The Limits of Victory

Zeit Online
Joe Biden may have won the election, but the U.S. is still divided and the Republicans are ready to block his every move, even as the country faces grave crises.

On Sat., Nov. 7, 2020, at 11:24 a.m., three and a half days after the polls closed, the U.S. television networks finally called the result of America’s 46th presidential election. If you were not on Twitter or watching TV, you heard the cheering from the streets. Within minutes, across the country, cities erupted in celebration of the Biden-Harris victory. By 11:40 a.m., even the pro-Trump Fox News channel was acknowledging what it preferred to call the “predicted result.”

Four years on from 2016, this is how the end of the Trump administration began. For 52 percent of Americans, it was an extraordinary relief. For 48 percent who supported the president, it was a bitter and barely comprehensible defeat that many, including the president, are still struggling to accept.
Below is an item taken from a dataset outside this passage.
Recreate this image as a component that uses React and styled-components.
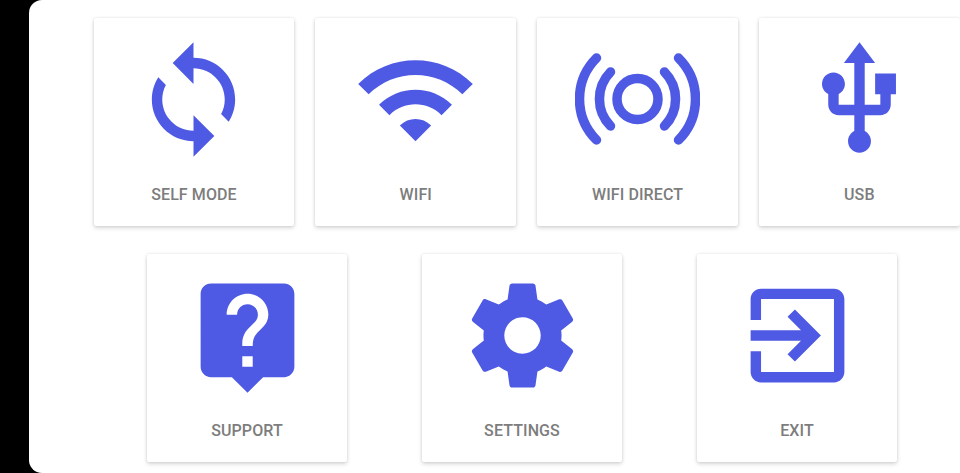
import React from "react";
import styled, { createGlobalStyle } from "styled-components";

const Global = createGlobalStyle`
  html, body { margin: 0; padding: 0; width: 960px; height: 473px; overflow: hidden; background: #000; }
  #root { width: 960px; height: 473px; }
`;

const Screen = styled.main`
  width: 960px;
  height: 473px;
  background: #000;
  padding-left: 29px;
  box-sizing: border-box;
  display: flex;
`;

const Panel = styled.section`
  flex: 1;
  background: #fff;
  border-radius: 13px 0 0 13px;
  box-sizing: border-box;
  padding-top: 18px;
  display: flex;
  flex-direction: column;
  gap: 28px;
  overflow: hidden;
`;

const Row = styled.div`
  display: flex;
  gap: ${(p) => p.$gap}px;
  padding-left: ${(p) => p.$inset}px;
`;

const Card = styled.button`
  flex: 0 0 ${(p) => p.$width}px;
  width: ${(p) => p.$width}px;
  height: 208px;
  border: 0;
  padding: 18.5px 0 0;
  margin: 0;
  background: #fff;
  border-radius: 2px;
  box-shadow: 0 2px 4px rgba(0, 0, 0, 0.16), 0 0 3px rgba(0, 0, 0, 0.09);
  display: flex;
  flex-direction: column;
  align-items: center;
`;

const Icon = styled.svg`
  display: block;
  width: 125px;
  height: 125px;
  flex: none;
  fill: #4f5ae4;
`;

const Label = styled.span`
  margin-top: 24px;
  font-family: Roboto, "Liberation Sans", sans-serif;
  font-weight: 500;
  font-size: 16px;
  letter-spacing: 0.1px;
  line-height: 18px;
  color: #7d7d7d;
  white-space: nowrap;
`;

const Arc = styled.path`
  fill: none;
  stroke: #4f5ae4;
  stroke-width: 9.5;
  stroke-linecap: round;
`;

const Ring = styled.circle`
  fill: none;
  stroke: #4f5ae4;
  stroke-width: 9.5;
`;

const material = (d) => (
  <Icon viewBox="0 0 24 24" aria-hidden="true">
    <path d={d} />
  </Icon>
);

const icons = {
  sync: material("M12 4V1L8 5l4 4V6c3.31 0 6 2.69 6 6 0 1.01-.25 1.97-.7 2.8l1.46 1.46C19.54 15.03 20 13.57 20 12c0-4.42-3.58-8-8-8zm0 14c-3.31 0-6-2.69-6-6 0-1.01.25-1.97.7-2.8L5.24 7.74C4.46 8.97 4 10.43 4 12c0 4.42 3.58 8 8 8v3l4-4-4-4v3z"),
  wifi: material("M1 9l2 2c4.97-4.97 13.03-4.97 18 0l2-2C16.93 2.93 7.08 2.93 1 9zm8 8l3 3 3-3c-1.65-1.66-4.34-1.66-6 0zm-4-4l2 2c2.76-2.76 7.24-2.76 10 0l2-2C15.14 9.14 8.87 9.14 5 13z"),
  direct: (
    <Icon viewBox="0 0 125 125" aria-hidden="true">
      <Ring cx="62.5" cy="62" r="20.5" />
      <Arc d="M35.5 35A38.5 38.5 0 0 0 35.5 89" />
      <Arc d="M89.5 35A38.5 38.5 0 0 1 89.5 89" />
      <Arc d="M21.5 21A58 58 0 0 0 21.5 103" />
      <Arc d="M103.5 21A58 58 0 0 1 103.5 103" />
    </Icon>
  ),
  usb: material("M15 7v4h1v2h-3V5h2l-3-4-3 4h2v8H8v-2.07c.7-.37 1.2-1.08 1.2-1.93 0-1.21-.99-2.2-2.2-2.2-1.21 0-2.2.99-2.2 2.2 0 .85.5 1.56 1.2 1.93V13c0 1.11.89 2 2 2h3v3.05c-.71.37-1.2 1.1-1.2 1.95 0 1.22.99 2.2 2.2 2.2 1.21 0 2.2-.98 2.2-2.2 0-.85-.49-1.58-1.2-1.95V15h3c1.11 0 2-.89 2-2v-2h1V7h-4z"),
  support: material("M19 2H5c-1.11 0-2 .9-2 2v14c0 1.1.89 2 2 2h4l3 3 3-3h4c1.1 0 2-.9 2-2V4c0-1.1-.9-2-2-2zm-6 16h-2v-2h2v2zm2.07-7.75l-.9.92C13.45 11.9 13 12.5 13 14h-2v-.5c0-1.1.45-2.1 1.17-2.83l1.24-1.26c.37-.36.59-.86.59-1.41 0-1.1-.9-2-2-2s-2 .9-2 2H8c0-2.21 1.79-4 4-4s4 1.79 4 4c0 .88-.36 1.68-.93 2.25z"),
  settings: material("M19.43 12.98c.04-.32.07-.64.07-.98s-.03-.66-.07-.98l2.11-1.65c.19-.15.24-.42.12-.64l-2-3.46c-.12-.22-.39-.3-.61-.22l-2.49 1c-.52-.4-1.08-.73-1.69-.98l-.38-2.65C14.46 2.18 14.25 2 14 2h-4c-.25 0-.46.18-.49.42l-.38 2.65c-.61.25-1.17.59-1.69.98l-2.49-1c-.23-.09-.49 0-.61.22l-2 3.46c-.13.22-.07.49.12.64l2.11 1.65c-.04.32-.07.65-.07.98s.03.66.07.98l-2.11 1.65c-.19.15-.24.42-.12.64l2 3.46c.12.22.39.3.61.22l2.49-1c.52.4 1.08.73 1.69.98l.38 2.65c.03.24.24.42.49.42h4c.25 0 .46-.18.49-.42l.38-2.65c.61-.25 1.17-.59 1.69-.98l2.49 1c.23.09.49 0 .61-.22l2-3.46c.12-.22.07-.49-.12-.64l-2.11-1.65zM12 15.5c-1.93 0-3.5-1.57-3.5-3.5s1.57-3.5 3.5-3.5 3.5 1.57 3.5 3.5-1.57 3.5-3.5 3.5z"),
  exit: material("M10.09 15.59L11.5 17l5-5-5-5-1.41 1.41L12.67 11H3v2h9.67l-2.58 2.59zM19 3H5c-1.11 0-2 .9-2 2v4h2V5h14v14H5v-4H3v4c0 1.1.89 2 2 2h14c1.1 0 2-.9 2-2V5c0-1.1-.9-2-2-2z"),
};

const top = [
  ["sync", "SELF MODE"],
  ["wifi", "WIFI"],
  ["direct", "WIFI DIRECT"],
  ["usb", "USB"],
];
const bottom = [
  ["support", "SUPPORT"],
  ["settings", "SETTINGS"],
  ["exit", "EXIT"],
];

const Tile = ({ icon, label, width }) => (
  <Card type="button" $width={width}>
    {icons[icon]}
    <Label>{label}</Label>
  </Card>
);

export default function App() {
  return (
    <Screen>
      <Global />
      <Panel>
        <Row $inset={64.7} $gap={21.2}>
          {top.map(([i, l]) => <Tile key={l} icon={i} label={l} width={200.6} />)}
        </Row>
        <Row $inset={118} $gap={75}>
          {bottom.map(([i, l]) => <Tile key={l} icon={i} label={l} width={200} />)}
        </Row>
      </Panel>
    </Screen>
  );
}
There are ways of downplaying the drama of events. It was an election held under unusual circumstances. But the outcome was not, in the end, a surprise. The Democrats won the popular vote as they have in the last seven of eight elections. Once again, the polls underestimated Donald Trump’s support. But Trump is a wild card and his relatively narrow defeat is well within the margin of error. Joe Biden, on the other hand, is the most obvious of candidates. He is, by his own telling, a transitional figure, who by defeating Trump clears the path of demographic destiny.